Adam Spannbauer

Programmer/Data Scientist・Mostly write Python & R・Big fan of OpenCV

Home

Visualizing Emotes in Twitch Chat with a Packed Barchart

Published Jan 12, 2018

In this post I’ll be an showing an example of using a packed barchart to visualize emote usage in a twitch.tv chat.

In case you’re not interested in any commentary or code snippets, here’s the resulting packed barchart from the analysis.




gdq_emotes

Every January there’s an awesome charity event on twitch.tv called Awesome Games Done Quick (AGDQ). The charity has raised millions and millions of dollars for the Prevent Cancer Foundation.

While watching the event, I decided to record some of the GamesDoneQuick twitch channel’s chat (this was done using irssi). With this data, I went on to visualize the chat’s emote usage. The emote usage should roughly follow an exponential distribution, so the packed barchart lends itself well to visualize the data. Below is the resulting viz of emotes during the Secret of Evermore speedrun by MetaSigma.

All of the code & data used to get to this part in the analysis is in this github repo. The below code chunk shows the final steps in creating the viz.

#download dev version of packed bar plotting library
devtools::install_github("AdamSpannbauer/rPackedBar")

#url to read data from sister git repo
sister_repo_url = "https://raw.githubusercontent.com/AdamSpannbauer/twitch_packed_bar/master"

#read function to clean twitch chat log
source(paste0(sister_repo_url, "/helper_scripts/clean_log_func.R"))

#read and clean twitch chat file
agdq_log = irssi_to_df(log_file_in = paste0(sister_repo_url, "/data/%23gamesdonequick.log"),
                       date = "2018-01-11",
                       verbose = FALSE)
#tokenize chat messages
tokens = tidytext::unnest_tokens(tbl = agdq_log, 
                                 output = token, 
                                 input = msg, 
                                 to_lower = FALSE)
#count words
token_counts = tokens[, .N, by=token][order(-N)]

#read in all emotes to join with chat tokens
sub_emotes = readLines(paste0(sister_repo_url, "/data/emote_list.txt"))
glb_emotes = readLines(paste0(sister_repo_url, "/data/global_emote_list.txt"))

#convert emotes to dt for join
sub_emote_dt = data.table::data.table(type="sub", 
                                      emote_name=sub_emotes)
glb_emote_dt = data.table::data.table(type="global", 
                                      emote_name=glb_emotes)
emote_dt = rbind(sub_emote_dt, glb_emote_dt)

#join emotes to chat tokens
emote_counts = merge(token_counts, emote_dt, 
                     by.x='token', by.y='emote_name')
emote_counts = emote_counts[, .(N = sum(N)), by=token]

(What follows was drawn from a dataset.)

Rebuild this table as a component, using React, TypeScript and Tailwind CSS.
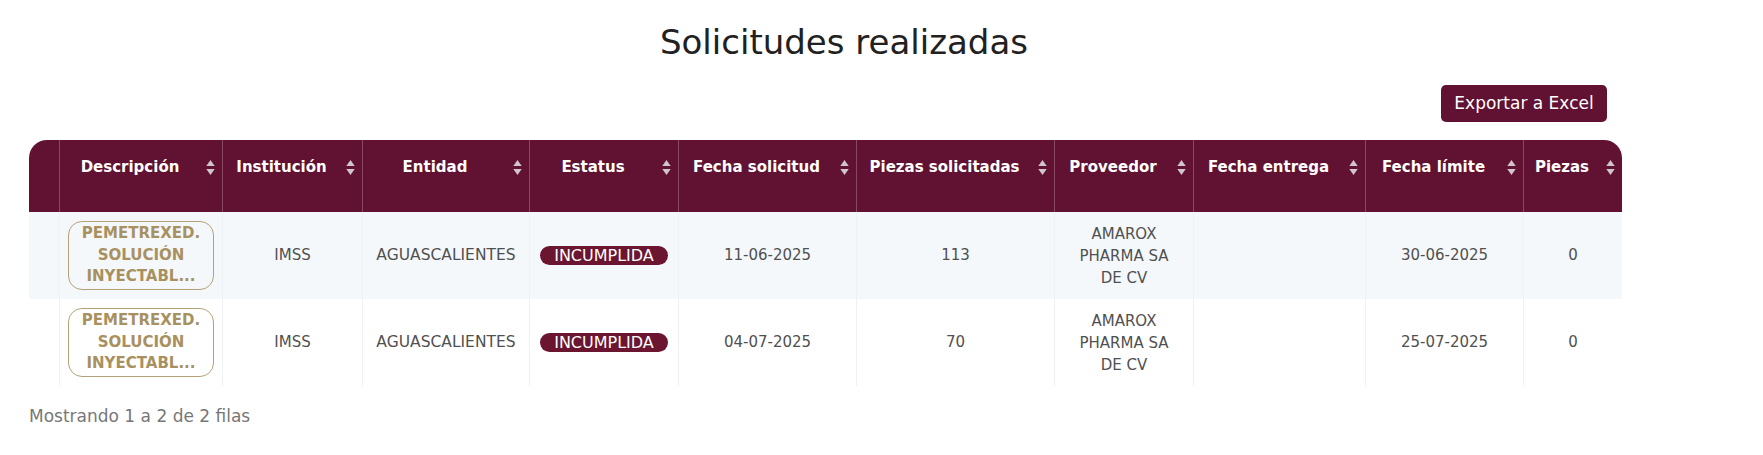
import React from "react";

const cols = [31, 163, 140, 167, 149, 178, 198, 139, 172, 158, 98];
const headers = [
  "",
  "Descripción",
  "Institución",
  "Entidad",
  "Estatus",
  "Fecha solicitud",
  "Piezas solicitadas",
  "Proveedor",
  "Fecha entrega",
  "Fecha límite",
  "Piezas",
];

const rows = [
  { fecha: "11-06-2025", piezas: "113", limite: "30-06-2025", bg: "bg-[#f5f8fb]" },
  { fecha: "04-07-2025", piezas: "70", limite: "25-07-2025", bg: "bg-white" },
];

function SortIcon() {
  return (
    <svg width="9" height="17" viewBox="0 0 9 17" className="block">
      <path d="M4.5 1 L8.7 7 L0.3 7 Z" fill="#cfc6ca" />
      <path d="M0.3 10 L8.7 10 L4.5 16 Z" fill="#cfc6ca" />
    </svg>
  );
}

export default function App() {
  return (
    <div className="w-[1763px] h-[455px] bg-white font-['DejaVu_Sans',sans-serif] overflow-hidden">
      <div className="ml-[29px] w-[1630px] pt-[22px]">
        <h1 className="text-center text-[34px] leading-[40px] text-[#212121] font-normal">
          Solicitudes realizadas
        </h1>
        <div className="flex justify-end pr-[52px] mt-[23px]">
          <button className="h-[37px] w-[166px] rounded-[5px] bg-[#611232] text-white text-[17px] leading-[37px]">
            Exportar a Excel
          </button>
        </div>
        <table className="mt-[18px] table-fixed border-separate border-spacing-0 w-[1593px]">
          <colgroup>
            {cols.map((w, i) => (
              <col key={i} style={{ width: w }} />
            ))}
          </colgroup>
          <thead>
            <tr>
              {headers.map((h, i) => (
                <th
                  key={i}
                  className={`h-[72px] p-0 align-top bg-[#611232] text-white font-bold text-[15px] leading-[24px] ${
                    i < headers.length - 1 ? "border-r border-[#874a61]" : ""
                  } ${i === 0 ? "rounded-tl-[18px]" : ""} ${
                    i === headers.length - 1 ? "rounded-tr-[18px]" : ""
                  }`}
                >
                  {h && (
                    <div className="flex pt-[15px] pl-[8px] pr-[7px]">
                      <span className="flex-1 text-center whitespace-nowrap">{h}</span>
                      <span className="w-[23px] flex justify-end items-center h-[24px]">
                        <SortIcon />
                      </span>
                    </div>
                  )}
                </th>
              ))}
            </tr>
          </thead>
          <tbody>
            {rows.map((r, ri) => (
              <tr key={ri} className={r.bg}>
                <td className="h-[87px] border-r border-[#eff2f5]"></td>
                <td className="border-r border-[#eff2f5] align-middle">
                  <div className="mx-auto w-[146px] rounded-[14px] border-[1.5px] border-[#b5a177] py-px text-center text-[15px] leading-[21.5px] font-bold text-[#a8915f]">
                    <div>PEMETREXED.</div>
                    <div>SOLUCIÓN</div>
                    <div>INYECTABL...</div>
                  </div>
                </td>
                <td className="border-r border-[#eff2f5] text-center text-[15px] text-[#505050]">IMSS</td>
                <td className="border-r border-[#eff2f5] text-center text-[15.5px] text-[#505050]">AGUASCALIENTES</td>
                <td className="border-r border-[#eff2f5] text-center">
                  <span className="inline-block rounded-full bg-[#6b1530] px-[14px] text-white text-[16px] leading-[19px]">
                    INCUMPLIDA
                  </span>
                </td>
                <td className="border-r border-[#eff2f5] text-center text-[15px] text-[#505050]">{r.fecha}</td>
                <td className="border-r border-[#eff2f5] text-center text-[15px] text-[#505050]">{r.piezas}</td>
                <td className="border-r border-[#eff2f5] text-center text-[15px] leading-[22px] text-[#505050]">
                  <div>AMAROX</div>
                  <div>PHARMA SA</div>
                  <div>DE CV</div>
                </td>
                <td className="border-r border-[#eff2f5]"></td>
                <td className="border-r border-[#eff2f5] text-center text-[15px] text-[#505050]">{r.limite}</td>
                <td className="text-center text-[15px] text-[#505050]">0</td>
              </tr>
            ))}
          </tbody>
        </table>
        <div className="mt-[18px] text-[17px] leading-[24px] text-[#777777]">
          Mostrando 1 a 2 de 2 filas
        </div>
      </div>
    </div>
  );
}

#plot emotes as packed barchart
set.seed(1337)
p = rPackedBar::plotly_packed_bar(input_data = emote_counts,
                                  label_column = 'token',
                                  value_column = 'N',
                                  number_rows = 4,
                                  plot_title = "AGDQ Secret of Evermore: Emotes in Chat",
                                  xaxis_label = "Emote Count",
                                  hover_label = "N",
                                  min_label_width = .03,
                                  color_bar_color = "#6441A4",
                                  label_color = 'white')
plotly::config(p, displayModeBar = FALSE)
gdq_emotes

Unsurpsing to anyone who’s participated in a Games Done Quick chat, the number one used emote was gdqClap emote which viewers use to applaud runners for completing technical tricks.

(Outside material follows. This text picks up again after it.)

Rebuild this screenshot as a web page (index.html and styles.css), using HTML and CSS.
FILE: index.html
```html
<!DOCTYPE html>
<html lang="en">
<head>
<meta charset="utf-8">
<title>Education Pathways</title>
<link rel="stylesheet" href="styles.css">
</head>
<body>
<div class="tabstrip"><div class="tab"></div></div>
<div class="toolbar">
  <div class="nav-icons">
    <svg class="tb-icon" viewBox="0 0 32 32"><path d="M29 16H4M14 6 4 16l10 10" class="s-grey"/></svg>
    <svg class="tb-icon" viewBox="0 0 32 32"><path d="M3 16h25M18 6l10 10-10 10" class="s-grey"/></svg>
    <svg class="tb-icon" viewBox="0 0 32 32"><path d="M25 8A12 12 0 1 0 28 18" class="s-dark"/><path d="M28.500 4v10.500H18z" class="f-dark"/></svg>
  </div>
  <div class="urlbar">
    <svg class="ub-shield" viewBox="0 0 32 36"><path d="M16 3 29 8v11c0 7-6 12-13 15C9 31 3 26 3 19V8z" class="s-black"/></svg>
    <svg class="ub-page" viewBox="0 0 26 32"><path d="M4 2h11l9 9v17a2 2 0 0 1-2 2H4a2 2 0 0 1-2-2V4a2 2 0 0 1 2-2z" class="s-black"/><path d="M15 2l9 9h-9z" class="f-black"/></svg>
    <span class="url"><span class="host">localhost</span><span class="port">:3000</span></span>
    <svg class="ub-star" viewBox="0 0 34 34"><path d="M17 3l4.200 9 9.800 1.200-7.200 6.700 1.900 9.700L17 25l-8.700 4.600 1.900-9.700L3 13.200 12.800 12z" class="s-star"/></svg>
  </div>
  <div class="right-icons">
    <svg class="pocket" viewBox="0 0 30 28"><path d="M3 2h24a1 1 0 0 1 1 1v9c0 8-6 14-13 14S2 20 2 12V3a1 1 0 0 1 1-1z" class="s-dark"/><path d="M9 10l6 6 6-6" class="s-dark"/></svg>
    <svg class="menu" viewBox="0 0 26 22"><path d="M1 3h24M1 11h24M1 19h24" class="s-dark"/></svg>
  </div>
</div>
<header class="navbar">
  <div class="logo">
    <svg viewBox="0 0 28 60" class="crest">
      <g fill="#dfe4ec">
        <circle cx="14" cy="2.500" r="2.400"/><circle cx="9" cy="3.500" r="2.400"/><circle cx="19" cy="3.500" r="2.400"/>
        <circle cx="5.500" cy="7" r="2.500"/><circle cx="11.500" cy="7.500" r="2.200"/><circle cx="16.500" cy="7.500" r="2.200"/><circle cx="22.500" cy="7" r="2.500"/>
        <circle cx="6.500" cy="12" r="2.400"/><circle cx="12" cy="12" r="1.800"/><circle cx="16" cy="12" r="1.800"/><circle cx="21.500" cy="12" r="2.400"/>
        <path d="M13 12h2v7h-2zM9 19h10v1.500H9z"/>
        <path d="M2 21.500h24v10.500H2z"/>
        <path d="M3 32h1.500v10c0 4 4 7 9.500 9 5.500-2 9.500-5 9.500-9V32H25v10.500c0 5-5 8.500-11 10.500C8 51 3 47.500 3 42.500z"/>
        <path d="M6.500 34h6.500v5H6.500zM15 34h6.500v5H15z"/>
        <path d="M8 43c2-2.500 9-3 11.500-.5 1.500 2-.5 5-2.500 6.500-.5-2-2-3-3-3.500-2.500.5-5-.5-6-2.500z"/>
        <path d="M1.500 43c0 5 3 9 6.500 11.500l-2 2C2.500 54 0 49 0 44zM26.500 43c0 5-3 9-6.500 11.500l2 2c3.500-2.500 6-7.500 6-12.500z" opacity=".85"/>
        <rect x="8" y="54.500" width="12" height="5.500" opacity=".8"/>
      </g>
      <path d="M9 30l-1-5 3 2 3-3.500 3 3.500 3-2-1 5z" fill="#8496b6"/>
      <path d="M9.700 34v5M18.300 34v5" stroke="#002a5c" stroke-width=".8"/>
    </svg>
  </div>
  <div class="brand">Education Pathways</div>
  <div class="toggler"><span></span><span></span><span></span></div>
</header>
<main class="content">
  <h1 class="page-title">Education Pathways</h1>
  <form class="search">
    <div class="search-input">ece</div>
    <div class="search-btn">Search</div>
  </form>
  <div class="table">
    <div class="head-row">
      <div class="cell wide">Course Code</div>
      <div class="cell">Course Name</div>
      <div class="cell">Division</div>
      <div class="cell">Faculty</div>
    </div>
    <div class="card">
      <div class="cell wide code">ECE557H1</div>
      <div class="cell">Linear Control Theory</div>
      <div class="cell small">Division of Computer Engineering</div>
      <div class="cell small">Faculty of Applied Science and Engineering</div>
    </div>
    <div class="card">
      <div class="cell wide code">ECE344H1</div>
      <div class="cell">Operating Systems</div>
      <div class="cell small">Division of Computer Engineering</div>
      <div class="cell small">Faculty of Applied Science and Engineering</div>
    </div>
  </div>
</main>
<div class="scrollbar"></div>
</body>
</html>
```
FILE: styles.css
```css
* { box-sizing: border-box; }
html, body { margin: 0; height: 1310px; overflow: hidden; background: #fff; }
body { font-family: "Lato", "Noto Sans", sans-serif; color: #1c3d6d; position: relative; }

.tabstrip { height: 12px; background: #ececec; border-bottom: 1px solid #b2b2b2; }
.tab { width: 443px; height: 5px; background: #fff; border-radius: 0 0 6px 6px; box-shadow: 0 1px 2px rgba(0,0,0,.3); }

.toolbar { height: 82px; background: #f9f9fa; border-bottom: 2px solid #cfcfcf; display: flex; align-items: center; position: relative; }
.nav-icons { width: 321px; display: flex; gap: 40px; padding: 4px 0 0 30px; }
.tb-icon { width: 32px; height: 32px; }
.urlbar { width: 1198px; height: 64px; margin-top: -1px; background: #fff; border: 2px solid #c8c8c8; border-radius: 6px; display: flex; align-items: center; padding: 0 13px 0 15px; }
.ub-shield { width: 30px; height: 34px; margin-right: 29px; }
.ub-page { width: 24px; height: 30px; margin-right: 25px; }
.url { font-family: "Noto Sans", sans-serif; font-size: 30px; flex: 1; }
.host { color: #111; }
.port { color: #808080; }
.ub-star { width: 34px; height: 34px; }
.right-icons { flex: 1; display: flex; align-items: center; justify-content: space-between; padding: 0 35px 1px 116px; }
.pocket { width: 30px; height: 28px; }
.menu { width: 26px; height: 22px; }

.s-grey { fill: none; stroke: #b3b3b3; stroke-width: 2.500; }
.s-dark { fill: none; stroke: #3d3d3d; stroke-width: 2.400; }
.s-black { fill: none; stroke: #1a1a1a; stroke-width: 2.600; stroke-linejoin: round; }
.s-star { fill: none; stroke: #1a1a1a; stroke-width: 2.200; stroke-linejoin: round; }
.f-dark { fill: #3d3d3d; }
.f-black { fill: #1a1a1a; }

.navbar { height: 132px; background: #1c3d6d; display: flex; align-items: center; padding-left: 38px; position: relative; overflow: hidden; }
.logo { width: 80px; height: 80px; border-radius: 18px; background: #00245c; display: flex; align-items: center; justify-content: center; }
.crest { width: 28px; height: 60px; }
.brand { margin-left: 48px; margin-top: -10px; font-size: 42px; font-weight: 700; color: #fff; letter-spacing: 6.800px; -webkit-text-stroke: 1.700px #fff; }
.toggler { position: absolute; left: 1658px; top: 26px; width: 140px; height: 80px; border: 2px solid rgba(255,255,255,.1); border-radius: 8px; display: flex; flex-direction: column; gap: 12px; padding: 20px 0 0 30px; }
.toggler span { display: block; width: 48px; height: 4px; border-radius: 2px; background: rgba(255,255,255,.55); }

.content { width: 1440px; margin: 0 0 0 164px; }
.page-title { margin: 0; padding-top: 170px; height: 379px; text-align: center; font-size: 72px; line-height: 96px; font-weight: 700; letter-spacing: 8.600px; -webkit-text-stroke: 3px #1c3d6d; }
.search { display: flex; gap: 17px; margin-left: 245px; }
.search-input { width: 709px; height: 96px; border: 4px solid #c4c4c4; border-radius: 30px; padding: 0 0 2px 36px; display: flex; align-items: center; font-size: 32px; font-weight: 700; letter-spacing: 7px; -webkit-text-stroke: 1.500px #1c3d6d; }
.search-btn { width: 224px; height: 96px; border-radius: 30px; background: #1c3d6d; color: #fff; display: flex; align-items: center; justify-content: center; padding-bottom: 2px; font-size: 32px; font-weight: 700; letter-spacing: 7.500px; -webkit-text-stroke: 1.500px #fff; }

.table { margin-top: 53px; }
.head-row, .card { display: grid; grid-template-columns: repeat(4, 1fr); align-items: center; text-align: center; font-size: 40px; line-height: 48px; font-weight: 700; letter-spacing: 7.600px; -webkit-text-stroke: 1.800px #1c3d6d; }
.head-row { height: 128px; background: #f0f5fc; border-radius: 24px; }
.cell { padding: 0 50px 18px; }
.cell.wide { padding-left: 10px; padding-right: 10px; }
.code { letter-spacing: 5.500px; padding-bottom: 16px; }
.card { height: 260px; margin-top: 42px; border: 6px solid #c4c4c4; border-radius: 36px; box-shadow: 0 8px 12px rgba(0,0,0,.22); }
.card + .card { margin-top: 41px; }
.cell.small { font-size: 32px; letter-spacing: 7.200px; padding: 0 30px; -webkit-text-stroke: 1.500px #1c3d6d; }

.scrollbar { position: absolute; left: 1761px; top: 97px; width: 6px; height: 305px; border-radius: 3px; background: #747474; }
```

For a little extra content let’s compare another possible way to visualize the data that doesn’t use the packed barchart.

#encode tokens as factor to sort correctly in barchart
emote_counts = emote_counts[order(-N), ]
emote_counts[,token := factor(token, token)]

#plot top 15 as horizontal bars
p = plotly::plot_ly(emote_counts[1:15], 
                    x=~N, y=~token,
                    hoverinfo="x",
                    color=I("#6441A4"))
#fix axes labels and margins
plotly::layout(p, 
               xaxis=list(title="Emote Count"),
               yaxis=list(title=""),
               margin=list(l = 150))

In my opinion, there’s no clear winner. As with most things, the answer is “it depends”. If you’re really focused on comparing the top 15 then the simple barchart might be a better choice. If you want to show more information on how the top N relate to each other and the whole, then I think the packed barchart can show this information well (without having to to use a piechart or treemap that sacrifice the comparitive power of the bars). If you have any strong opinions on how best to viz the data please leave a comment below.


I am working on getting the rPackedBar package to a point where it can be pushed to CRAN. If you are interested in using the package while it’s being developed you can install it from github using devtools::install_github("AdamSpannbauer/rPackedBar") . If you do end up using I’d be very excited to hear any feedback and suggestions for improvement.